There was a time when there really was a Second Baptist Church of Massillon. The years following World War I were particularly tumultuous. During this time, inflation was completely out of control. As an example: the Church Parsonage that was purchased in 1923 for $9,000, was appraised at $75,000 in 1929. This high inflation caused financial problems for most churches -- including First Baptist.   To make matters doubly difficult, many members left the church during the mid-1920's. Some, under the leadership of Rev. T. J. Edwards, formed the Second Baptist Church of Massillon, which met at a rented building on North Avenue. This arrangement was short-lived, however. And in November of 1928, through the efforts of First Baptist's Rev. A. A. Nellis, the congregations were reunited and the Second Baptist Church was dissolved.

Buying the Fox Mansion

Throughout World War II, First Baptist continued to grow and prosper. In 1945, in anticipation of the end of the War and the return of many of its members, the Church purchased the Fox Mansion, located at our present site at the corner of 6th Street and Lincoln Way East. Although the purchase price was just $22,500, everyone knew a lot more money was going to be needed to convert this old house into a place of worship.

Renovating the Fox Mansion

Much time and effort was spent in converting a Family Home into a building suitable for the needs of a church. In addition to remodeling the inside of the house, a large Sanctuary needed to be added onto the back of the home.

Worship in the Carriage House

Like many of the large houses in Massillon at the time, the Fox Mansion included a Carriage House behind the family home. It was used to house carriages and coaches, the horses to pull them, hay, and perhaps lodging for the stable boys. Today we'd call this kind of a building -- a garage.   During the renovation of the main property, First Baptist held its worship services in the Carriage House. This remained the case until the new Sanctuary was completed in 1952. Over the years, this building has served our Church in a number of ways. Today, in addition to its other uses, on Friday evenings the old Carriage House becomes ourHope House Youth Center, providing a place where young people in the community can meet, have fun, and learn of Jesus Christ.

Special Events

The period following World War II saw a time of prosperity and growth for First Baptist. As part of the Outreach Program, many revival services and special programs were held to draw in people from the community. In the days before TV, events like these were always well attended.   The services described in the two fliers shown here are typical of the events held at First Baptist at the time. The first is for a 2-week series of services by Evangelist Carl Bassett, who, according to the handbill, had Colored Chalk Pictures, Masterpieces of Art, and Revival Messages. The second flier describes Chief White Feather -- "former operatic singer, organist, lecturer and evangelist, and descendant of the famed Indian leader, Sitting Bull." He held one week of evangelistic services in 1947.

The New Sanctuary

By the Spring of 1952, work on the Fox Mansion and the Sanctuary was in its final stages. The cornerstone for the new Sanctuary was laid on June 7, 1952. And on December 21, 1952, a Dedication Service was held.   Above is how our Sanctuary looked at its dedication.

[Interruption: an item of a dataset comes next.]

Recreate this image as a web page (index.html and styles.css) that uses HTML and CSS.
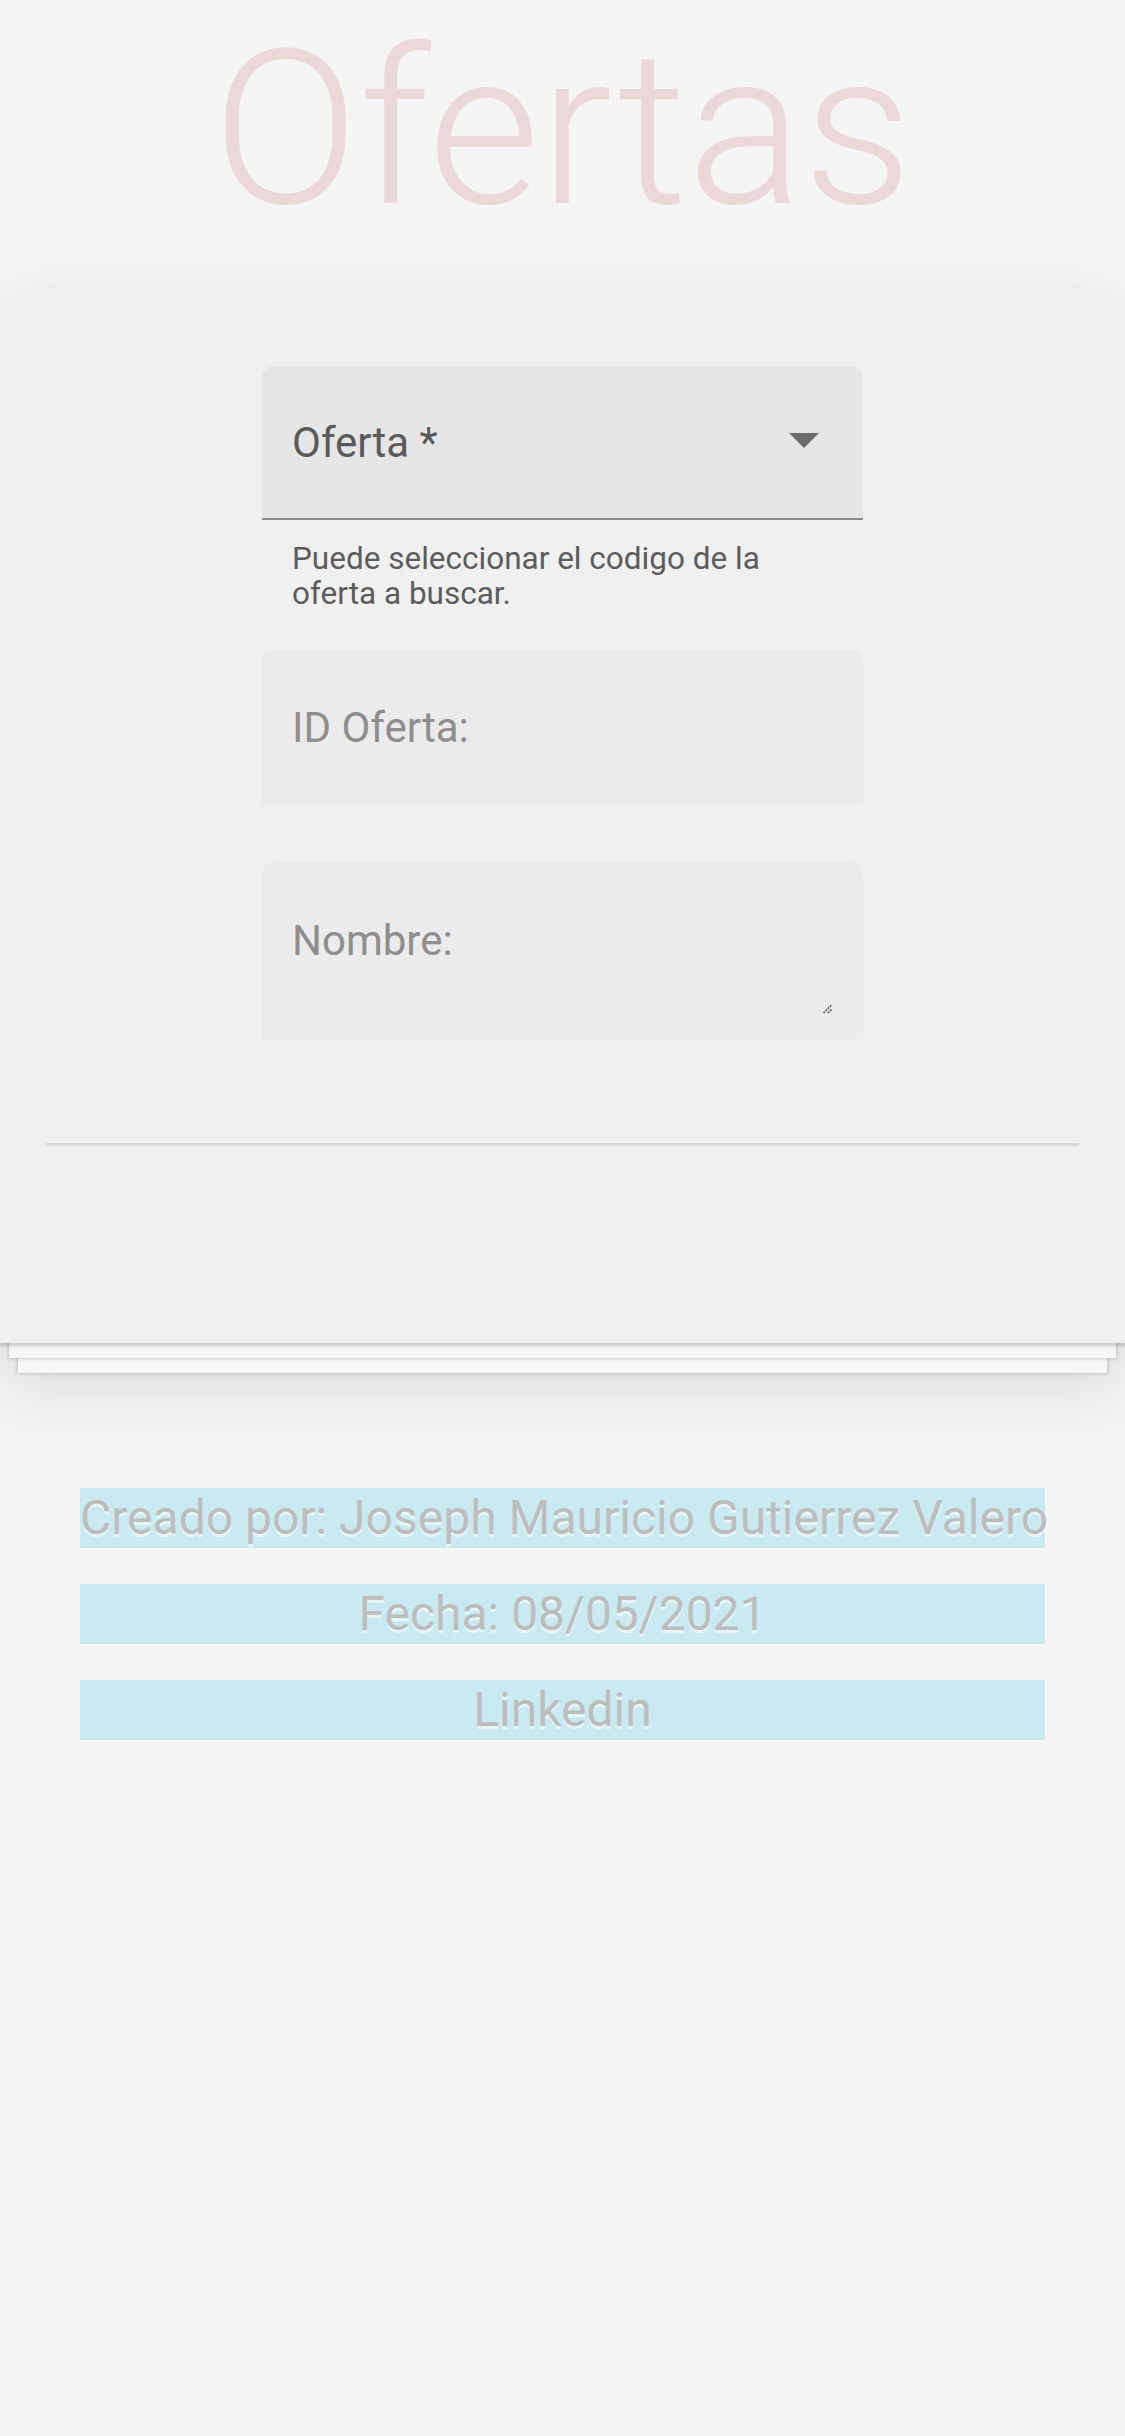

Building the Education Wing

By the late-1960's, growth in the Children's Department had increased such that there were problems finding a place for Children's Sunday School and other events. In response to this need, a project was begun to build an Educational Wing onto the Church. This was completed in 1969.   Part of this project also included the building of a much-needed parking lot. Prior to this time, only on-street parking was available for members attending services. This picture shows part of the demolition to create the parking lot.

Cable T.V. Ministry

During the early 1970's, First Baptist began broadcasting its Sunday Morning Service live on Massillon Cable TV. At that time, cable TV was in its infancy. But the leadership of First Baptist felt that it could be a powerful outreach to the community. And it was. We continued to broadcast on Massillon Cable TV for almost 15 years.

Outdoor Services

First Baptist was one of the first churches in the area to hold outdoor services. In the mid 1970's, Evening Worship Services during the Summer were held in the parking lot. A platform was built for those participating in the service, and speakers were placed on the poles that held the parking lot lights. Usually these services had special music; shown here is the First Baptist Band.

The Renovated Sanctuary

During the Winter of 1978, First Baptist's congregation was challenged to provide funds to remodel the Sanctuary, and a Renovation Fund was set up. This program was very successful, and at the Morning Worship Service of March 5, 1978, Pastor Dunn was presented with a check for $35,500 to renovate the Sanctuary. The work was quickly done, and by late Fall of 1978 our Sanctuary looked like this.

Abortion Crosses

Through the years, First Baptist has not only provided spiritual leadership and guidance to its members and the community; it has also taken a stand on issues that were deemed important. The picture above, taken in the mid-1980's, shows an example of this.   Each cross in the yard represents an aborted baby. All the crosses in the entire front yard represent the number of babies aborted each day. The Church received much publicity from this display. By taking a stand on current issues, First Baptist shows that the teachings of Christ are relevant and vital in today's world.

Conclusion

Today's Events are Tomorrow's History.   Over the years, many people have worked hard and struggled and sacrificed to bring First Baptist to where it is today. As our Church proceeds into its second century, we pray that we can continue the tradition of service and outreach that we have inherited from those who have labored for our Lord at First Baptist in years past.   May Christ look down on our work and say, "It is good."